La responsabilité civile des experts-comptables s'apprécie au regard de la mission qui leur a été confiée. Certes, la mesure d'aide à l'embauche ne rentrait pas dans la catégorie des événements occasionnels prévue au premier paragraphe de la lettre de mission, laquelle, signée en 2014, n'avait pu prévoir la survenance de la mesure d'aide à l'embauche proposée en 2016. Toutefois, le contenu du paragraphe intitulé « Votre bénéfice » ne pouvait pas être compris comme une information générale formulée à titre accessoire, non créatrice d'obligations, mais devait être compris comme une conséquence directe du choix du client de retenir les services de l'expert-comptable.

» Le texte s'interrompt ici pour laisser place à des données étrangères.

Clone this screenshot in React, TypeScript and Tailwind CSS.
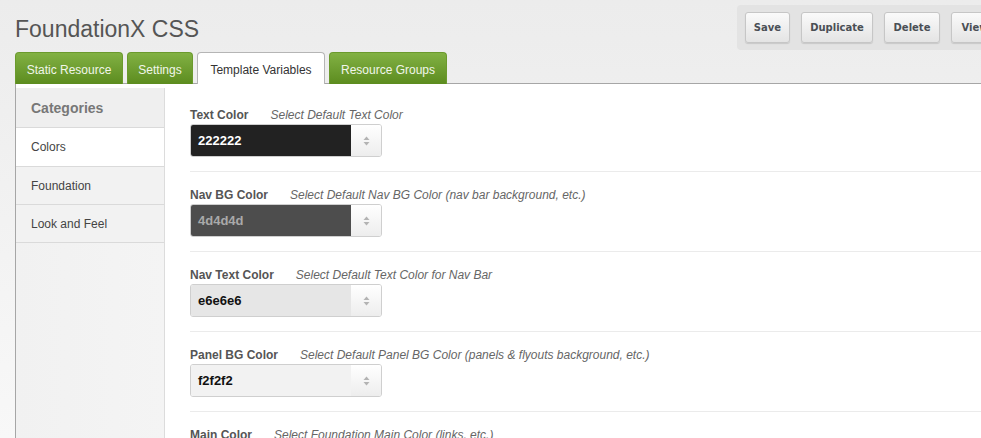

Ce paragraphe, formulé comme un argument de vente, engageait l'expert-comptable à veiller à ce que son client bénéficie d'économies potentielles.
L'expert-comptable était tenu d'une obligation de moyens concernant les aides à l'embauche, dont il n'était pas contesté qu'elles présentaient un potentiel d'économies pour la société cliente. Or l'expert-comptable ne l'avait pas alertée sur l'existence des aides malgré plusieurs mises en demeure restées sans réponse de sa part. L'envoi d'un courriel adressé par un prestataire extérieur de l'expert-comptable après la mise en cause de sa responsabilité, qui consistait en une information générale sur les aides à l'embauche, ne suffisait pas à démontrer que l'expert-comptable s'était acquitté de son obligation.
Sans le manquement de l'expert-comptable à son obligation, la société cliente aurait pu bénéficier des aides à l'embauche, de sorte que l'absence de perception de celles-ci constitue un préjudice réparable dans son intégralité et non simplement une perte de chance. Par suite, l’expert-comptable a été condamné à verser le montant des aides à l’embauche perdu (environ 60 000 €).
A noter :
La présente décision devrait inciter les rédacteurs d'une lettre de mission à ne pas y inclure de contenu à caractère promotionnel qui pourrait se révéler générateur d'obligations.
Au-delà des termes de la lettre de mission, l'expert-comptable est tenu d'un devoir général de conseil et d'information (Cass. com. 12-7-1993 n° 91-17.592 : Bull. civ. IV n° 298 ; Cass. com. 17-3-2009 n° 07-20.667 FS-PB : Bull. civ. IV n° 40). Ainsi, un expert-comptable qui a reçu pour mission de rédiger les bulletins de paie et les déclarations sociales de son client a, compte tenu des informations qu'il doit recueillir sur le contrat de travail pour établir ces documents, une obligation afférente à la conformité de ce contrat aux dispositions légales et réglementaires (Cass. com. 17-3-2009, précité ; Cass. com. 29-9-2015 n° 14-16.245 F-D : RJDA 1/16 n° 38).